The judge’s gatekeeper role
The Court also highlighted the importance of the judge’s “gatekeeper” role in trade mark disputes to ensure that unnecessary, irrelevant and potentially distracting survey and other expert evidence is not admitted. The Court cautioned against the use of expert evidence in assessing the resemblance between marks, and against the use of survey evidence if there are no consumers participating in the survey who have an “imperfect recollection” of the mark.
The decision is a reminder that expert evidence should only be permitted if the testimony is likely to be outside the experience and knowledge of the judge. Expert evidence that simply assesses the resemblance between two marks is unlikely to be necessary. Where the market is specialized, evidence about the special knowledge or sophistication of the targeted consumers may be necessary to determining likelihood of confusion. However, if the goods are sold to the general public for ordinary use, judges should use their own common sense, excluding influences of their own “idiosyncratic knowledge or temperament” to determine whether the casual consumer is likely to be confused. In this case, Alavida’s expert focused on semantics, morphology, rules of grammar and conventions of expression. Moreover, the analysis was based on the marks as actually used post-registration, rather than on the full scope of rights granted by the registration, which as mentioned, is a key consideration.

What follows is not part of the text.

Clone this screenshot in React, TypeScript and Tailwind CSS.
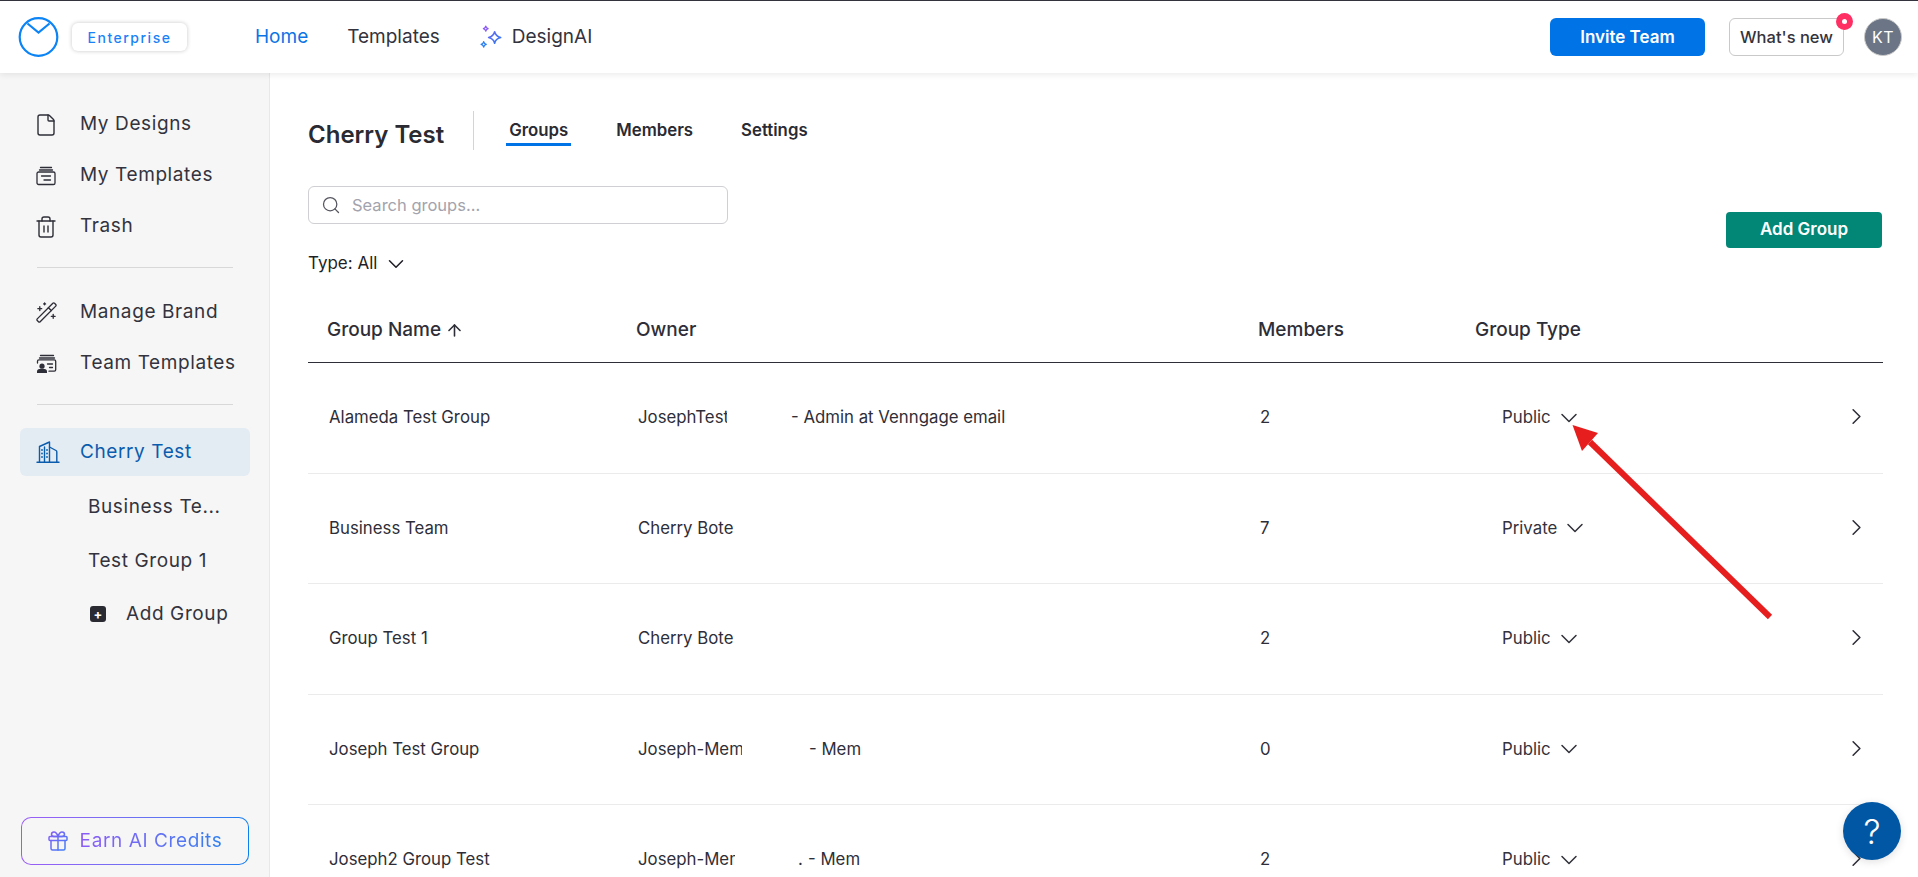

Surveys, on the other hand, may be relevant and provide empirical evidence that demonstrates consumers’ reactions in the marketplace. However, they too should be used with caution. It will be difficult to design a reliable and valid survey unless there are consumers who could have an “imperfect recollection” of the senior mark. In this case, the survey had proxies to simulate an imperfect recollection through a series of lead-up questions, and the Court found that such an approach would rarely be seen as reliable and valid.